I’m a little late to the hit sci-fi novel The Three-Body Problem. I’d heard of it years ago, but before I recently started reading the book I didn’t realize Barrack Obama had given it a thumbs up, or that Amazon had planned to spend a fortune to bring what has become a trilogy to the streaming network.
Without getting into plot details or spoiler territory, I will say that at least the initial book in the series is a first contact story — as in, humankind’s first contact with aliens. I’m not well read enough to make comparisons in the genre, but I’ll assume others have covered this concept more eloquently. Still, there’s plenty to like about what author Liu Cixin has done, mainly in how he grounds the story.
That story is built on several pillars, in no particular order of importance. One is contemporary history, and specifically the era covering the height of China’s Cultural Revolution to present day. Another is the environmental movement, especially as it was inspired and directed by the publication of Silent Spring.
A third is mathematics. Not just the three-body problem of the title, though that’s essential, but also the value of the mathematical outlook and the role of math pioneers throughout history.
A fourth pillar is the nature of computing, and that field’s relationship to math and physics. There are plenty of mind-warping passages throughout that gave me a re-invigorated (and still highly ignorant) appreciation of the characteristics and scale of space, time, and information.
A final pillar is the scientific mindset, and the wonders of the world that queries guided by that mindset have revealed to us. Liu’s appreciation for this mindset is woven throughout The Three-Body Problem. But he saved his most forceful opinions on the value of science for the epilogue.
Liu might be right, that creation myths pale in comparison to the big bang. But that’s missing the magic a bit: those myths and epics he derides, and his derision itself, are all products of that same story-telling machine, our imaginations. Those imaginations are just as much a natural product of the big bang as any star, galaxy, element, or animal. What’s more, science — applied to the very minds that have made scientific discoveries and written epics — has revealed far less about those minds than it has about stars.
We could follow that thread a lot further, but let’s just thank Liu for it, and move on to how his emphasis on, and this specific praise for, science puts his novel in a different light. Yes, while his dreamed-up version of an alien civilization is creative, it is deeply rooted in details of math and physics. That fact, combined with his preference for “reality” over imagination, makes clear that for Liu first contact isn’t just a mental exercise or a math problem, it is a real possibility. At any time.
Which brings us to this:
Liu has good reason to admonish us for so easily hating one another. We’re cruel. And he also has good reason to (rather gently) condemn how we’re so willing to believe the best about any possible alien invasion, Independence Day and its ilk aside.

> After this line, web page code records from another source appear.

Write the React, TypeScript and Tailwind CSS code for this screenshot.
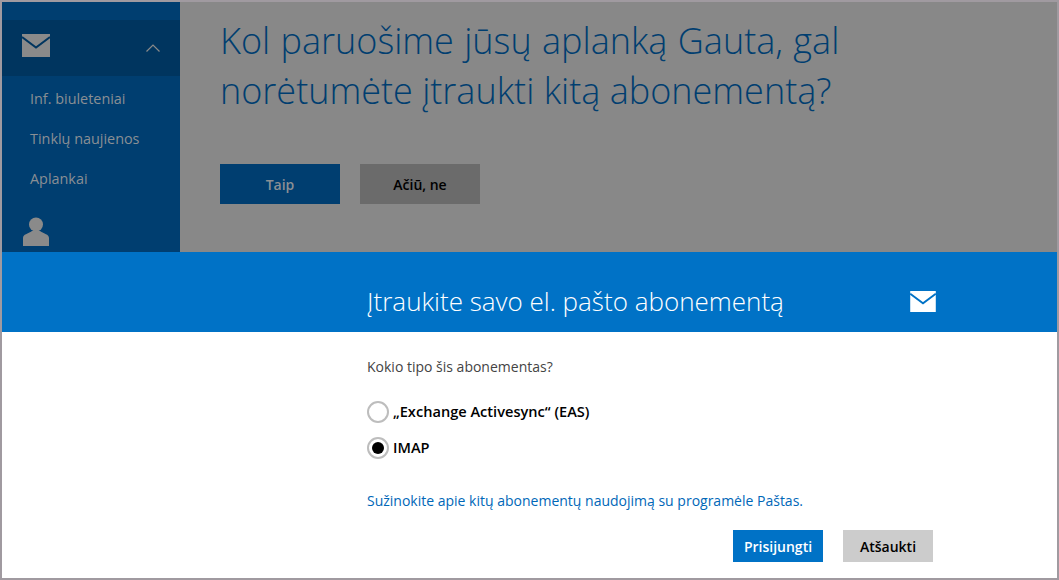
const font = { fontFamily: "'Open Sans', sans-serif" };

const MailIcon = ({ className, stroke }: { className: string; stroke: string }) => (
  <svg viewBox="0 0 28 23" className={className}>
    <rect width="28" height="23" fill="currentColor" />
    <path d="M0 3 L14 13.5 L28 3" fill="none" stroke={stroke} strokeWidth="2" />
  </svg>
);

const PersonIcon = () => (
  <svg viewBox="0 0 26 29" className="h-[29px] w-[26px] text-[#8a8a8a]">
    <circle cx="13" cy="7.5" r="7" fill="currentColor" />
    <path d="M0 29 V21 C0 17 5 17 9 14 H17 C21 17 26 17 26 21 V29 Z" fill="currentColor" />
  </svg>
);

const Radio = ({ checked }: { checked?: boolean }) => (
  <span className="flex h-[22px] w-[22px] items-center justify-center rounded-full border-2 border-[#bdbdbd] bg-white">
    {checked && <span className="h-3 w-3 rounded-full bg-black" />}
  </span>
);

const NavItem = ({ label }: { label: string }) => (
  <div className="flex h-10 items-center pl-7 text-[14.4px] text-[#8a8f94]">{label}</div>
);

export default function App() {
  return (
    <div className="flex h-[580px] w-[1059px] flex-col overflow-hidden border-2 border-[#a09aa0] bg-white" style={font}>
      <div className="flex h-[250px] shrink-0 overflow-hidden bg-[#888888]">
        <aside className="w-[178px] shrink-0 bg-[#003e70]">
          <div className="mt-[18px] flex h-[56px] items-center justify-between bg-[#00355f] px-5">
            <MailIcon className="mb-[5px] h-[23px] w-[28px] text-[#8a8a8a]" stroke="#00355f" />
            <svg viewBox="0 0 14 8" className="mb-[1px] h-2 w-[14px]">
              <path d="M0.5 7.5 L7 1 L13.5 7.5" fill="none" stroke="#8a8a8a" strokeWidth="1.2" />
            </svg>
          </div>
          <nav className="mt-[3px]">
            <NavItem label="Inf. biuleteniai" />
            <NavItem label="Tinklų naujienos" />
            <NavItem label="Aplankai" />
          </nav>
          <div className="mt-[18px] pl-[21px]">
            <PersonIcon />
          </div>
        </aside>
        <main className="pl-10 pt-[14px]">
          <h1 className="text-[36px] font-light leading-[50px] text-[#003e70]">
            <span className="[word-spacing:1px]">Kol paruošime jūsų aplanką Gauta, gal</span>
            <br />
            norėtumėte įtraukti kitą abonementą?
          </h1>
          <div className="mt-[48px] flex gap-5">
            <button className="h-10 w-[120px] bg-[#003e70] text-[14px] font-semibold text-[#8a8f94]">Taip</button>
            <button className="h-10 w-[120px] bg-[#6b6b6b] text-[14px] font-semibold text-black">Ačiū, ne</button>
          </div>
        </main>
      </div>
      <div className="flex h-20 shrink-0 bg-[#0072c6] pl-[365px] pr-[121px] pt-[30px]">
        <h2 className="grow text-[26px] font-light leading-[38px] text-white">Įtraukite savo el. pašto abonementą</h2>
        <MailIcon className="mt-[9px] h-[21px] w-[26px] text-white" stroke="#0072c6" />
      </div>
      <div className="grow pl-[365px] pr-[124px]">
        <p className="mt-[25px] text-[14px] leading-5 text-[#444444]">Kokio tipo šis abonementas?</p>
        <div className="mt-6 flex items-center gap-[4px] text-[14.6px] font-semibold text-black">
          <Radio />
          „Exchange Activesync“ (EAS)
        </div>
        <div className="mt-[14px] flex items-center gap-[4px] text-[14.6px] font-semibold text-black">
          <Radio checked />
          IMAP
        </div>
        <a className="mt-[32px] block text-[14px] leading-5 text-[#0067b8]">
          Sužinokite apie kitų abonementų naudojimą su programėle Paštas.
        </a>
        <div className="mt-[19px] flex justify-end gap-5">
          <button className="h-8 w-[90px] bg-[#0072c6] text-[14px] font-semibold text-white">Prisijungti</button>
          <button className="h-8 w-[90px] bg-[#cccccc] text-[14px] font-semibold text-black">Atšaukti</button>
        </div>
      </div>
    </div>
  );
}
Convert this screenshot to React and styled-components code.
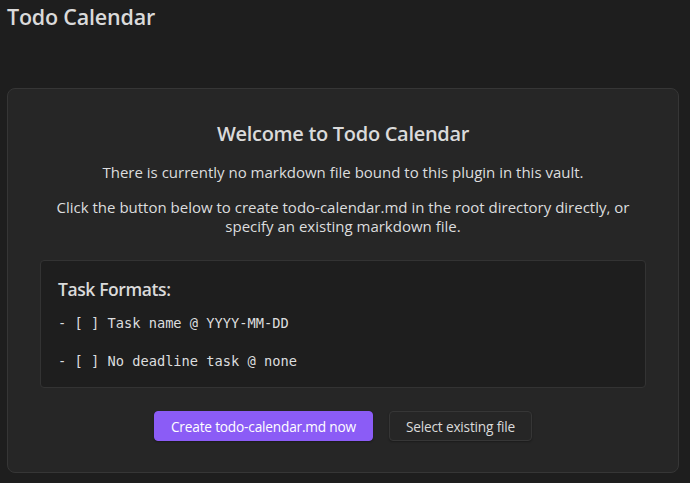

Notably, while tales of alien abductions, UFO conspiracy theories, and salvation coming from the heavens have long lived on the fringe, there’s now a case to be made that belief in aliens could be our next religion, thanks mainly to that belief catching on among those in power. As Claire Coffey notes in her review of D.W. Pasulka’s American Cosmic: UFOs Religion, and Technology, “To decent Romans, Christianity was a weird and possibly sorcerous cult practiced by rednecks and illiterates — until suddenly it was the force behind the empire.”
I don’t find this take that convincing, as both “those in power” and the focus of their beliefs remain elusive. But it’s not as though only citizens of the fringe are looking to the skies. Have you seen the March cover of National Geographic?
It’s a powerful front page. And yet for me Liu’s passage above more forcefully brings this possibility of alien life from the realm of storytelling to the realm of — this could happen. At any moment.
Clearly many people can imagine first contact happening. And they, like Liu, recognize that an alien encounter would blow the lid off of our history, philosophy, religion, etc. But most scientists who believe there must be other life in the universe still seek proof, like doubting Thomases, making this possibility of an encounter feel like something always just out there over the time horizon.
To me, the tack Liu takes in the epilogue ups the likelihood of a first contact. Why? Because it’s a warning.
An encounter with an alien intelligence would be a paradigm shift in our understanding of nature, the world, and our place in it. The wishful thinking Liu calls us out on is one way of dealing with that. Liu’s warning is another. It’s possible we all die before either coping mechanism is put to the test. Or both could be tested any minute now.
There’s one other possibility, of course. That we’ve already encountered aliens and just don’t know it.
As Seth Shostak, an astronomer at the SETI Institute, puts it: “The click beetles in my backyard don’t notice that they’re surrounded by intelligent beings — namely my neighbors and me. But we’re here, nonetheless.”